The Viñales hosts pay the Tax Administration Office (ONAT) about 35 CUC every month as a license fee for each room that they rent. To that is added 10% of their income and payments for social security.
At first there were plastic pools bought in stores like those of Plaza Carlos III in Havana for a price of between 600 and 1,800 CUC. Hardly a water reservoir where customers could cool off from the torrid summer and fulfill their dreams of an idyllic vacation on a Caribbean Island.
The accommodations with a pool had an advantage in a town with 911 dwellings that are licensed for renting and in which more than 80% of tourists who arrive in the Pinar del Rio province spend the night. Offering a swim in the garden was a plus for attracting clients.

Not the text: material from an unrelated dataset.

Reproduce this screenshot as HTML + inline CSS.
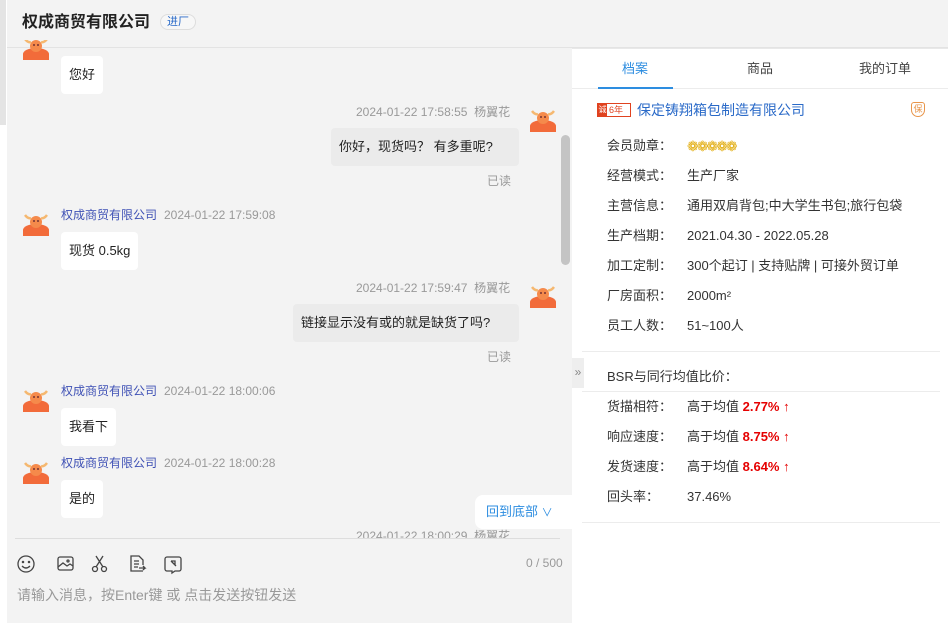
<!DOCTYPE html>
<html><head><meta charset="utf-8"><style>
*{margin:0;padding:0;box-sizing:border-box}
body{width:948px;height:623px;overflow:hidden;background:#fff;font-family:"Liberation Sans","Noto Sans CJK SC",sans-serif;font-size:13px;color:#333;position:relative}
.a{position:absolute;white-space:nowrap;line-height:18px}
.strip{left:0;top:0;width:6px;height:125px;background:#e4e4e4}
.left{left:7px;top:0;width:565px;height:623px;background:#f3f3f3}
.hdr{left:7px;top:0;width:941px;height:48px;background:#f3f3f3;border-bottom:1px solid #e3e3e3}
.bub{background:#fff;border-radius:4px;padding:0 8px;height:38px;line-height:38px;font-size:13px;color:#222}
.rb{background:#ebebeb}
.ts{color:#999;font-size:12px}
.nm{color:#3f51b5;font-size:12px}
.lab{left:607px;color:#333}
.val{left:687px;color:#333}
.red{color:#e50000;font-weight:bold}
.line{height:1px;background:#ececec}
</style></head><body>
<div class="a left"></div>
<div class="a strip"></div>
<div class="a hdr"></div>
<div class="a" style="left:22px;top:13px;font-size:16px;line-height:20px;font-weight:bold;color:#222">权成商贸有限公司</div>
<div class="a" style="left:160px;top:14px;width:36px;height:16px;border:1px solid #ddd;border-radius:9px;background:#f7f7f7;color:#2a6ac8;font-size:11px;line-height:14px;text-align:center">进厂</div>

<svg width="0" height="0" style="position:absolute"><defs><g id="av"><ellipse cx="14" cy="22" rx="13" ry="6" fill="#f26b3a"/><rect x="1" y="22" width="26" height="6" fill="#f26b3a"/><ellipse cx="14" cy="14" rx="6" ry="6" fill="#f58a4b"/><path d="M3 7 Q6 11 9 10 M25 7 Q22 11 19 10" stroke="#f5b870" stroke-width="2.5" fill="none"/><circle cx="12" cy="13" r="1" fill="#733"/><circle cx="16" cy="13" r="1" fill="#733"/></g></defs></svg>

<svg class="a" style="left:22px;top:40px" width="28" height="20"><use href="#av" y="-8"/></svg>
<div class="a bub" style="left:61px;top:56px;line-height:38px">您好</div>

<div class="a ts" style="left:356px;top:103px">2024-01-22 17:58:55 &nbsp;杨翼花</div>
<svg class="a" style="left:529px;top:104px" width="28" height="28"><use href="#av"/></svg>
<div class="a bub rb" style="left:331px;top:128px;width:188px;line-height:38px">你好，现货吗？ 有多重呢?</div>
<div class="a ts" style="left:487px;top:172px">已读</div>

<svg class="a" style="left:22px;top:208px" width="28" height="28"><use href="#av"/></svg>
<div class="a" style="left:61px;top:206px"><span class="nm">权成商贸有限公司</span> <span class="ts">&nbsp;2024-01-22 17:59:08</span></div>
<div class="a bub" style="left:61px;top:232px;line-height:38px">现货 0.5kg</div>

<div class="a ts" style="left:356px;top:279px">2024-01-22 17:59:47 &nbsp;杨翼花</div>
<svg class="a" style="left:529px;top:280px" width="28" height="28"><use href="#av"/></svg>
<div class="a bub rb" style="left:293px;top:304px;width:226px;line-height:38px">链接显示没有或的就是缺货了吗?</div>
<div class="a ts" style="left:487px;top:348px">已读</div>

<svg class="a" style="left:22px;top:384px" width="28" height="28"><use href="#av"/></svg>
<div class="a" style="left:61px;top:382px"><span class="nm">权成商贸有限公司</span> <span class="ts">&nbsp;2024-01-22 18:00:06</span></div>
<div class="a bub" style="left:61px;top:408px;line-height:38px">我看下</div>

<svg class="a" style="left:22px;top:456px" width="28" height="28"><use href="#av"/></svg>
<div class="a" style="left:61px;top:454px"><span class="nm">权成商贸有限公司</span> <span class="ts">&nbsp;2024-01-22 18:00:28</span></div>
<div class="a bub" style="left:61px;top:480px;line-height:38px">是的</div>

<div class="a" style="left:350px;top:526px;width:220px;height:12px;overflow:hidden"><div class="ts" style="position:absolute;left:6px;top:1px">2024-01-22 18:00:29 &nbsp;杨翼花</div></div>
<div class="a" style="left:15px;top:538px;width:545px;height:1px;background:#ddd"></div>

<div class="a" style="left:561px;top:135px;width:9px;height:130px;background:#c4c4c4;border-radius:5px"></div>

<div class="a" style="left:475px;top:495px;width:97px;height:34px;background:#fff;border-radius:8px 0 0 8px;color:#2d8de0;font-size:13px;line-height:34px;padding-left:11px">回到底部 <span style="font-size:11px">∨</span></div>

<svg class="a" style="left:15px;top:553px" width="175" height="22" fill="none" stroke="#444" stroke-width="1.3">
<circle cx="11" cy="11" r="8"/><circle cx="8" cy="9" r=".6" fill="#444"/><circle cx="14" cy="9" r=".6" fill="#444"/><path d="M7 13q4 4 8 0"/>
<rect x="43" y="4" width="15" height="13" rx="2"/><path d="M43 14l5-4 4 3 3-2 3 2"/><circle cx="53" cy="8" r="1"/>
<circle cx="80" cy="16" r="2.5"/><circle cx="89" cy="16" r="2.5"/><path d="M81 14L88 3M88 14L81 3"/>
<path d="M128 18h-12V3h8l4 4v5M119 8h5M119 11h5M119 14h4M124 15h6l-2-2M130 15l-2 2"/>
<path d="M152 4h12a2 2 0 012 2v10a2 2 0 01-2 2h-4l-3 2v-2h-5a2 2 0 01-2-2V6a2 2 0 012-2zM156 8l4 0l0 4M156 8l5 5"/>
</svg>
<div class="a" style="left:526px;top:554px;color:#999;font-size:12px">0 / 500</div>
<div class="a" style="left:17px;top:585px;color:#999;font-size:14px;line-height:20px">请输入消息，按Enter键 或 点击发送按钮发送</div>

<!-- right -->
<div class="a" style="left:572px;top:48px;width:376px;height:575px;background:#fff"></div>
<div class="a" style="left:572px;top:48px;width:376px;height:1px;background:#e8e8e8"></div>
<div class="a" style="left:622px;top:60px;color:#2d8de0">档案</div>
<div class="a" style="left:747px;top:60px;color:#444">商品</div>
<div class="a" style="left:859px;top:60px;color:#444">我的订单</div>
<div class="a line" style="left:572px;top:88px;width:376px"></div>
<div class="a" style="left:598px;top:87px;width:75px;height:2px;background:#2d8de0"></div>

<div class="a" style="left:597px;top:103px;width:34px;height:14px;border:1px solid #e0421f;font-size:9px;line-height:12px;color:#e0421f;display:flex;overflow:hidden"><span style="background:#e0421f;color:#fff;width:9px;text-align:center;font-size:8px">诚</span><span style="padding-left:2px">6年</span></div>
<div class="a" style="left:637px;top:101px;color:#2a6ac8;font-size:14px">保定铸翔箱包制造有限公司</div>
<div class="a" style="left:911px;top:102px;width:14px;height:15px;border:1.5px solid #e8954a;border-radius:3px 3px 7px 7px;color:#e8954a;font-size:9px;line-height:12px;text-align:center">保</div>

<div class="a lab" style="top:137px">会员勋章：</div>
<div class="a" style="left:687px;top:137px;color:#e0a800;font-size:14px;letter-spacing:-2px">❁❁❁❁❁</div>
<div class="a lab" style="top:167px">经营模式：</div><div class="a val" style="top:167px">生产厂家</div>
<div class="a lab" style="top:197px">主营信息：</div><div class="a val" style="top:197px">通用双肩背包;中大学生书包;旅行包袋</div>
<div class="a lab" style="top:227px">生产档期：</div><div class="a val" style="top:227px">2021.04.30 - 2022.05.28</div>
<div class="a lab" style="top:257px">加工定制：</div><div class="a val" style="top:257px">300个起订 | 支持贴牌 | 可接外贸订单</div>
<div class="a lab" style="top:287px">厂房面积：</div><div class="a val" style="top:287px">2000m²</div>
<div class="a lab" style="top:317px">员工人数：</div><div class="a val" style="top:317px">51~100人</div>
<div class="a line" style="left:582px;top:351px;width:358px"></div>
<div class="a" style="left:572px;top:358px;width:12px;height:30px;background:#eee;color:#888;font-size:12px;line-height:28px;text-align:center">»</div>
<div class="a lab" style="top:368px">BSR与同行均值比价：</div>
<div class="a line" style="left:582px;top:391px;width:358px"></div>
<div class="a lab" style="top:398px">货描相符：</div><div class="a val" style="top:398px">高于均值 <span class="red">2.77% ↑</span></div>
<div class="a lab" style="top:428px">响应速度：</div><div class="a val" style="top:428px">高于均值 <span class="red">8.75% ↑</span></div>
<div class="a lab" style="top:458px">发货速度：</div><div class="a val" style="top:458px">高于均值 <span class="red">8.64% ↑</span></div>
<div class="a lab" style="top:488px">回头率：</div><div class="a val" style="top:488px">37.46%</div>
<div class="a line" style="left:582px;top:522px;width:358px"></div>
</body></html>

Little by little, the temporary became permanent. Glamorous designs replaced the plastic of the first, almost infantile pools. Beautiful ones, with islands of coconut palms set up in the center, an irresistible blue depth and sophisticated pumping system, began to appear everywhere. The investments in some cases exceeded 8,000 CUC.
In Cuban stores they barely sell the bleach compounds, disinfectants or products necessary for cleaning pools, but a thriving informal framework provides everything needed for their maintenance. In most cases the products are imported personally and receive authorization for entry in Customs, or they are diverted from the state sector.

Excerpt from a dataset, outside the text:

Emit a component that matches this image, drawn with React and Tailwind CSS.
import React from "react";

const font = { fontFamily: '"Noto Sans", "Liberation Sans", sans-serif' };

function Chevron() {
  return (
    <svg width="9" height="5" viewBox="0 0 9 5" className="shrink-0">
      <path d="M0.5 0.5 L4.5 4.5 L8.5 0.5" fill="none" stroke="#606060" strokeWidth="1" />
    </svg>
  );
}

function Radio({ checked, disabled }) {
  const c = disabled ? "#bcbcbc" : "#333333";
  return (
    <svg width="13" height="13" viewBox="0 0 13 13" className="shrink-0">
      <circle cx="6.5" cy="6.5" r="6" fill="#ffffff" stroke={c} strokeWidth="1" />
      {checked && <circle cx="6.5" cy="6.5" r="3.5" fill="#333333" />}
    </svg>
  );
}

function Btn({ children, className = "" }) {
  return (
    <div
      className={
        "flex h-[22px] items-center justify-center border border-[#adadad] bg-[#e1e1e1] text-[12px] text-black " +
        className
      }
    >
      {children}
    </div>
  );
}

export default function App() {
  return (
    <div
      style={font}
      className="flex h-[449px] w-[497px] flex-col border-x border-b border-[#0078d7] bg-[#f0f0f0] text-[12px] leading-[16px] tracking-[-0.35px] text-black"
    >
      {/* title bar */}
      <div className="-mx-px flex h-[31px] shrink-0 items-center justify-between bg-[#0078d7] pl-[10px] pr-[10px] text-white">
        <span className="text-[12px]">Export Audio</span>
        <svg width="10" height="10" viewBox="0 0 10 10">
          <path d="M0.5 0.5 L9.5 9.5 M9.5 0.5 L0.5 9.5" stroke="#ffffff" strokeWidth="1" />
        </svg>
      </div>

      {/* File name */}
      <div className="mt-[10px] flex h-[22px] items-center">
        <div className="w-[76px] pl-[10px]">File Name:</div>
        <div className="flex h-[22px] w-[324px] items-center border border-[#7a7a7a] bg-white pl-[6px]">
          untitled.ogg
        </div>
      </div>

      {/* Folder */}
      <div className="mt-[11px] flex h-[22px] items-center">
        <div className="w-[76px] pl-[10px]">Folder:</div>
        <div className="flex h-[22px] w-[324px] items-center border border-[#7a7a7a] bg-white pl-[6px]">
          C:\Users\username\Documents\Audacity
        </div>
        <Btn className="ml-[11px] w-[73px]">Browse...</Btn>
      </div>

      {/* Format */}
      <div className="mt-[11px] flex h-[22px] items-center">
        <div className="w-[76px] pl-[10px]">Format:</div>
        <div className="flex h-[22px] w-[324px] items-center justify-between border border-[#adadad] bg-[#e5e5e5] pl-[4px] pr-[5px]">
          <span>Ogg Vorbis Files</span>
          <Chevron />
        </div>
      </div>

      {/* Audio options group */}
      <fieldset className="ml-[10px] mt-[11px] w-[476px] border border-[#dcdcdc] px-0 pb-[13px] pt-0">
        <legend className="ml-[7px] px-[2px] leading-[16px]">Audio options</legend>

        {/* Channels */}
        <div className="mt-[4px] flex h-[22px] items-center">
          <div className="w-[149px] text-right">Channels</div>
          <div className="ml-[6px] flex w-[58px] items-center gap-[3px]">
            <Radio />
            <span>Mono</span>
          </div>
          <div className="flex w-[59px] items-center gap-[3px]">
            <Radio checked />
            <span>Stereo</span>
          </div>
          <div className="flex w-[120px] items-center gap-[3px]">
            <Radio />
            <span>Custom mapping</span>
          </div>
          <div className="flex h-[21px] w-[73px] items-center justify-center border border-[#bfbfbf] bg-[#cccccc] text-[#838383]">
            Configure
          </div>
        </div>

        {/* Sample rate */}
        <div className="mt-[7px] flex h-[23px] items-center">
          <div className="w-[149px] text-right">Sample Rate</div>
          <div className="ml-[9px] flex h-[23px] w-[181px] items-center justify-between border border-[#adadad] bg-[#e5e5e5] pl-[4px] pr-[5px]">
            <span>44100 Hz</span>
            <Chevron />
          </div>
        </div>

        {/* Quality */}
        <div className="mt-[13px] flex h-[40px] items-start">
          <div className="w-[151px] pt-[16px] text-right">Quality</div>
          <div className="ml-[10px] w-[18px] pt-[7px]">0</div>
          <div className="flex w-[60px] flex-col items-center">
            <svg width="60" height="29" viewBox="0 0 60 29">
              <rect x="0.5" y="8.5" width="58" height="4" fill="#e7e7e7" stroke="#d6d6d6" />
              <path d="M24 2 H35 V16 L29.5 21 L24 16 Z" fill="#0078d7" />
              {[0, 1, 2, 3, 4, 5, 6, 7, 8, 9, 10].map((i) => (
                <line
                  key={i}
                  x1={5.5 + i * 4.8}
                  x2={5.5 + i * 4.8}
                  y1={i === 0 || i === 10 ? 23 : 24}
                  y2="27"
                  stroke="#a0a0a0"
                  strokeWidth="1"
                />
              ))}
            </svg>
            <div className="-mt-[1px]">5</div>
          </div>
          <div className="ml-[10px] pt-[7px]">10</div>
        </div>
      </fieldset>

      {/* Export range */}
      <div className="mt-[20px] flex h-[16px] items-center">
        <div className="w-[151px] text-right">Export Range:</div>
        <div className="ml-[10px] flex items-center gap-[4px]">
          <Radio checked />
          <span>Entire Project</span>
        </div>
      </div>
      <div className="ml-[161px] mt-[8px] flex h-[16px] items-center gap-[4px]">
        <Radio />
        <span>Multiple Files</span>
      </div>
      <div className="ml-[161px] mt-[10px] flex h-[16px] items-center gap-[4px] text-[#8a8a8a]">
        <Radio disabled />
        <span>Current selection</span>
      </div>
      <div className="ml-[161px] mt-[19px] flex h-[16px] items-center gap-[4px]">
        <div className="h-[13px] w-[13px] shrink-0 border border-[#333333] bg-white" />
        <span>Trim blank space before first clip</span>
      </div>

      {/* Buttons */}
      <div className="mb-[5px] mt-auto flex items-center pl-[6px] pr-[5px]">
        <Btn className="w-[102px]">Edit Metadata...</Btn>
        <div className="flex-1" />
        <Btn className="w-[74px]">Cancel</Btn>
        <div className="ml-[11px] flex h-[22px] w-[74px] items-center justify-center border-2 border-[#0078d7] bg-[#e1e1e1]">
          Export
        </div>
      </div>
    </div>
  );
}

The Viñales self-employed had to overcome all those obstacles, and at no meeting of the group of Dwelling Landlords or in the Delegate “Accountability Assemblies” were they warned to discontinue their renovations, a detail that they now reveal in order to try to stop the official assault.

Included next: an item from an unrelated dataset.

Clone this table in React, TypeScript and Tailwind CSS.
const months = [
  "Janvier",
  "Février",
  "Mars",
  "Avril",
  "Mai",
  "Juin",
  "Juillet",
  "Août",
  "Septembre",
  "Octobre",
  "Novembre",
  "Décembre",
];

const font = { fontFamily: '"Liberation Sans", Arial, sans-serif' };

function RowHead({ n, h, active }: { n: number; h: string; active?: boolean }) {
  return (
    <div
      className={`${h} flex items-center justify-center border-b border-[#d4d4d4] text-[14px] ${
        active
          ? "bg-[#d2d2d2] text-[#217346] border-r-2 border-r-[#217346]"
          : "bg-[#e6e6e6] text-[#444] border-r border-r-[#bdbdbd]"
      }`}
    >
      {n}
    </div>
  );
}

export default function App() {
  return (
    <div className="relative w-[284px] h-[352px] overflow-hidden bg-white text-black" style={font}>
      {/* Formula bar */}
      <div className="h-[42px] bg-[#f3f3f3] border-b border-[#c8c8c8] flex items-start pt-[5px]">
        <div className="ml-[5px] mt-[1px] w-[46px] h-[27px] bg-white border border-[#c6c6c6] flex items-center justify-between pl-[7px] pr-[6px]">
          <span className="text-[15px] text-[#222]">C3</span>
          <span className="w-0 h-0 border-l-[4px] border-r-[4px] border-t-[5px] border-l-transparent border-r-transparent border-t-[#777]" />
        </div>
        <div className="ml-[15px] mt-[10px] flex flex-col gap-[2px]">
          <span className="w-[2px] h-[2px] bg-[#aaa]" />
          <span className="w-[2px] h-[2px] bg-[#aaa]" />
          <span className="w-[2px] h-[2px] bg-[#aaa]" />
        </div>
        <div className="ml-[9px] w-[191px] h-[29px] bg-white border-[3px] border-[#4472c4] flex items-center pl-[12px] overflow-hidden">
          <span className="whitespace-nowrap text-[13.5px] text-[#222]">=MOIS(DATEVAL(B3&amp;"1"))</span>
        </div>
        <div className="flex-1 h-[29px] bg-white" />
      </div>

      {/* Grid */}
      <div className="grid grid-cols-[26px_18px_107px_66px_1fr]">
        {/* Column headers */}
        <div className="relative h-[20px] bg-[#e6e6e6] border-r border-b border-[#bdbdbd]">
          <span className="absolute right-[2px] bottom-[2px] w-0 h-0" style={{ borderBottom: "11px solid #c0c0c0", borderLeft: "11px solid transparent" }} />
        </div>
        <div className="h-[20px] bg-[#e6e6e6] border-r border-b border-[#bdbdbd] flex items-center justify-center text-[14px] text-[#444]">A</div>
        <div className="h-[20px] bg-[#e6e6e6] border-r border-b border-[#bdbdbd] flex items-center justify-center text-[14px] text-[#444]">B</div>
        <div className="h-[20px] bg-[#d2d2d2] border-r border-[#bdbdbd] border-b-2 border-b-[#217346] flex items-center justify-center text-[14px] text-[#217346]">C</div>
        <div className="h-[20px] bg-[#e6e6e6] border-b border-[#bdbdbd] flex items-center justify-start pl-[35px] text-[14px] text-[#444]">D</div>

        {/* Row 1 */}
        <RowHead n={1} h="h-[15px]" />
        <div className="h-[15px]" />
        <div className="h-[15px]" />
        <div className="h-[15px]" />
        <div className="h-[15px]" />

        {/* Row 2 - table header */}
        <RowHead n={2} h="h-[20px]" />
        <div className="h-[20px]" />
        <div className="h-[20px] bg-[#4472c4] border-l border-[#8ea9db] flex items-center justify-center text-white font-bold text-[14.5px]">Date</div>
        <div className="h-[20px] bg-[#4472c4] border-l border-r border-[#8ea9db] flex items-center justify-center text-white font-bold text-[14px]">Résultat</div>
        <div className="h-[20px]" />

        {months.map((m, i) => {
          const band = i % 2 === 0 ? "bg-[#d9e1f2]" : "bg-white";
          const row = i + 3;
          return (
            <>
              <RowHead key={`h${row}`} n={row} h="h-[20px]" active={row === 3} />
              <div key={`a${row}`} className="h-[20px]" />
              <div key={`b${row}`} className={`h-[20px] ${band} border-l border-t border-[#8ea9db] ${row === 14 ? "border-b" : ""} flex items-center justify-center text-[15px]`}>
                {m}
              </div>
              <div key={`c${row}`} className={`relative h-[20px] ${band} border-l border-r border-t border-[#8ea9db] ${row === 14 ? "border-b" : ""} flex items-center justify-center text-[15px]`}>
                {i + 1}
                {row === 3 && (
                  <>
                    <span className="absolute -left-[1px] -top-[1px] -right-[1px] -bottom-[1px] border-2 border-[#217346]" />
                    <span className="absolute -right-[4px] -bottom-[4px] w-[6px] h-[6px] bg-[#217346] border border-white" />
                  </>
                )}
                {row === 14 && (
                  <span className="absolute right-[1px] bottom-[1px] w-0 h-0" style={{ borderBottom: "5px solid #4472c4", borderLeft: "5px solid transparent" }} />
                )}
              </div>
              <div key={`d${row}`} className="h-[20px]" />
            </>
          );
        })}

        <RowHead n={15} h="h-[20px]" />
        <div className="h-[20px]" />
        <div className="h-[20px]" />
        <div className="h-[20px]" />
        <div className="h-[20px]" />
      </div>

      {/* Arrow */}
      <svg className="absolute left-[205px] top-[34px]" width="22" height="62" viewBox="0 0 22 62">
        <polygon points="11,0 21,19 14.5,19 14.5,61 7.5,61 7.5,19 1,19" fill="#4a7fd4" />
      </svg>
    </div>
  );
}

Some sought solutions in order not to depend on water supplied through the pipes that arrive from the street. “When they told us that the problem could be the water, I hired a state brigade to dig a well, but not even that way could we stop this curse from above,” says M., owner of one of the houses whose license was withdrawn and who preferred to remain anonymous for fear of reprisals.
The onslaught came from all sides. Thirty-two rental licenses were withdrawn and only the homeowners who obeyed the sudden order to demolish or fill in their pools with dirt kept their permits. Those who raised their voices to complain about what is happening have received the treatment for “counter-revolutionaries” and a greater surveillance of their movements, they protest.
“We have hired a lawyer, the head of a provincial firm, in order to advise us, but so far it has not helped at all,” complains M. “We have gone many times to the People’s Municipal Power and the Municipal Party, but we have not gotten coherent answers.” He clarifies, however, that they do not want to turn this “into a political issue, because otherwise they will never arrive at a solution.”
Dozens of these owners even spent a night in a park in order to have a meeting with the president of the Provincial Assembly of the People’s Power, but the meeting never took place. They were surrounded throughout the wee hours by agents of the Special Brigade, two police patrols and a bus from the Technical Department of Investigations (DTI) as if they were a gang of dangerous criminals.
“Here the state invests little and demands a lot,” explains an employee of the Olive Tree restaurant, located on the main street of Viñales. “We have raised this place up, the entrepreneurs, because twenty years ago this place was half dead and today it is one of the country’s most important tourist destinations.”
In September 2014, Resolution 54 from the Institute of Physical Planning made clear that it would not award new licenses for the construction of pools, but the majority of the 28 that are in dispute today in Viñales were built before that date. In January of this year, the Official Gazette introduced new fees for the use of pools in the private rental sector.
A letter sent to Raul Castro in June by a group from the area of rental property owners affected by the prohibition is still unanswered. “We decided to make this report to you so that you may know that the doors to development in this country are closing,” say the claimants in the missive. Some of them talked hopefully this weekend of a prompt correction of the measure, but their predictions are more like hopes than certainties.
They do not understand a decision that they think was made in a “precipitous manner” and “without taking into account the consequences that this would bring for tourist development” in the area. In the text that they delivered to the Council of State’s Office for Attention to the People, they characterize the measure as “unjust, disproportionate and out of step with the times in which we live.”
“I’m not going to empty the pool,” Nenita emphatically says under the inclement August sun, and meanwhile on her whole property not even the buzz of a fly was heard. The residence has been empty for weeks although in the streets of the tourist center visitors are stacked up in search of a room and on the TripAdvisor booking site her house is the best rated in the area.
Six other hosts also are prepared to “continue fighting” to keep their pools, in which, right now, no tourist bathes and which are only beautiful mirrors of water reflecting the mogotes, Viñales’ striking landforms that played an important part in its designation as a UNESCO World Heritage Site.